David Harry Pentland
January 12, 1947 - July 6, 2022
David passed away peacefully on July 6, 2022 at the age of 75 years. He was an LSA member and Professor of Linguistics and Anthropology at the University of Manitoba.
Left to mourn are his family, many colleagues and friends.
Professor H.C. Wolfart, a long-time friend, colleague, and collaborator of Professor Pentland, has shared these remarks about his life and scholarship:
A prominent figure across the field of Algonquian studies, David Pentland received his early training in philology in the course of an Honours degree in Icelandic (University of Manitoba, 1968). Turning to general linguistics, he quickly became committed to the comparative study of the Algonquian languages, and his Ph.D. dissertation (University of Toronto, 1979) on Algonquian Historical Phonology showed an early mastery of the field in both depth and breadth: in a lifelong research program of admirable intellectual coherence, David Pentland not only drew on the structural and geographic diversity of these languages and their remarkable time-depth and historical documentation but also used the analytical tools of synchronic linguistics, comparative reconstruction and ethnology in a way that was exemplary and creative at once.
After a lengthy stretch as an itinerant lecturer, his exceptional status as a scholar was at last recognized in 1993 when the University of Manitoba established a joint position in Linguistics and Anthropology, which also carried with it the Editorship of the Papers of the Algonquian Conference / Actes du Congrès des Algonquinistes.
Pentland’s oeuvre includes a long series of carefully crafted and elegantly presented papers. Besides these formal contributions, he was a generous mentor and guide, at the annual Algonquian Conference as in copious correspondence, to generations of scholars, combining a sharp sense of what makes a good problem with a deeply quizzical stance towards the tools linguists use to solve such problems. His field studies of the Cree spoken at Lesser Slave Lake (Alberta), South Indian Lake (Manitoba) and the eight communities around James Bay (where he also studied Cree cartography) are reflected throughout his work but most obviously in the tribal synonymies that appear in the Subarctic volume of the Smithsonian’s Handbook of North American Indians. As an authority on the philological and cultural evidence and the systematic comparison of the languages, he had few peers.

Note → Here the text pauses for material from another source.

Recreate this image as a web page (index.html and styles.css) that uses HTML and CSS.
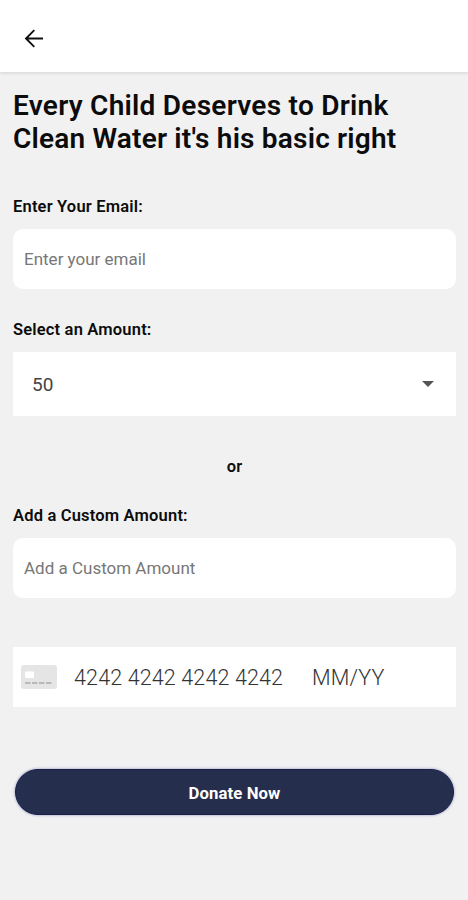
FILE: index.html
```html
<!DOCTYPE html>
<html lang="en">
<head>
<meta charset="utf-8">
<title>Donate</title>
<link rel="stylesheet" href="styles.css">
</head>
<body>
<header class="topbar">
  <svg class="back" viewBox="0 0 20 20" role="img" aria-label="Back"><path d="M19 9.5H2M10.3 1.2 2 9.5l8.3 8.3"/></svg>
</header>
<main class="form">
  <h1 class="title"><span class="title-a">Every Child Deserves to Drink</span><br><span class="title-b">Clean Water it's his basic right</span></h1>
  <div class="label label-email"><span>Enter Your Email:</span></div>
  <div class="input"><span>Enter your email</span></div>
  <div class="label label-amount"><span>Select an Amount:</span></div>
  <div class="select"><span>50</span><svg class="caret" viewBox="0 0 12 6"><path d="M0 0h12L6 6z"/></svg></div>
  <div class="or"><span>or</span></div>
  <div class="label label-custom"><span>Add a Custom Amount:</span></div>
  <div class="input"><span>Add a Custom Amount</span></div>
  <div class="card">
    <svg class="card-icon" viewBox="0 0 36 24"><rect width="36" height="24" rx="3" fill="#e5e5e5"/><rect x="4" y="6.5" width="9" height="6.5" rx="1" fill="#fff"/><path d="M4 18h5.500m1.500 0h5.500m1.500 0h5.500m1.500 0h5.500" stroke="#aaa" stroke-width="1.3"/></svg>
    <span class="number">4242 4242 4242 4242</span><span class="expiry">MM/YY</span>
  </div>
  <button class="donate"><span>Donate Now</span></button>
</main>
</body>
</html>
```
FILE: styles.css
```css
* { box-sizing: border-box; }
body { margin: 0; min-height: 900px; background: #f1f1f1; color: #0c0c0c; font-family: Roboto, sans-serif; }
.topbar { height: 72px; padding: 29px 0 0 24px; background: #fff; box-shadow: 0 2px 2px #dedede; }
.back { display: block; width: 20px; height: 20px; fill: none; stroke: #111; stroke-width: 1.9; }
.form { padding: 17px 12px 0 13px; }
.title { margin: 0; height: 66px; font-size: 28px; font-weight: 600; line-height: 33px; letter-spacing: .2px; white-space: nowrap; }
.title-a { letter-spacing: .26px; }
.label { height: 20px; font-size: 16.500px; font-weight: 600; line-height: 20px; letter-spacing: .18px; }
.label-email { margin-top: 42px; }
.input { display: flex; align-items: center; height: 60px; margin-top: 12px; padding-left: 11px; background: #fff; border-radius: 10px; color: #777; font-size: 17px; font-weight: 400; }
.label-amount { margin-top: 31px; }
.select { display: flex; align-items: center; justify-content: space-between; height: 64px; margin-top: 12px; padding: 0 22px 0 19px; background: #fff; font-size: 19px; color: #444; }
.caret { width: 12px; height: 6px; fill: #555; }
.or { margin-top: 41px; height: 20px; text-align: center; font-size: 16.500px; font-weight: 600; line-height: 20px; }
.label-custom { margin-top: 29px; }
.card { display: flex; align-items: center; height: 60px; margin-top: 49px; padding-left: 8px; background: #fff; color: #333; font-size: 21.500px; font-weight: 300; white-space: nowrap; }
.card-icon { width: 36px; height: 24px; }
.number, .expiry { padding-top: 1px; }
.number { margin-left: 17px; width: 238px; letter-spacing: .14px; }
.expiry { letter-spacing: .2px; }
.donate { display: block; width: 439px; height: 46px; margin: 62px 0 0 2px; padding: 2px 0 0; border: 1px solid #17204a; border-radius: 23px; background: #262e4d; color: #fff; font: 700 16.700px Roboto, sans-serif; letter-spacing: .1px; box-shadow: 0 0 3px #8a8fb5; }
```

His magnum opus is the Proto-Algonquian Dictionary, unfinished at the time of his death (and now being readied for publication as it stands). An historical and comparative analysis of all the Algonquian languages, this is a scholarly work of extraordinary ambition and devotion. It will be his lasting monument.
(https://www.linguisticsociety.org/news/2022/07/20/memoriam-david-h-pentland)
A private cremation took place for David, with no service by request.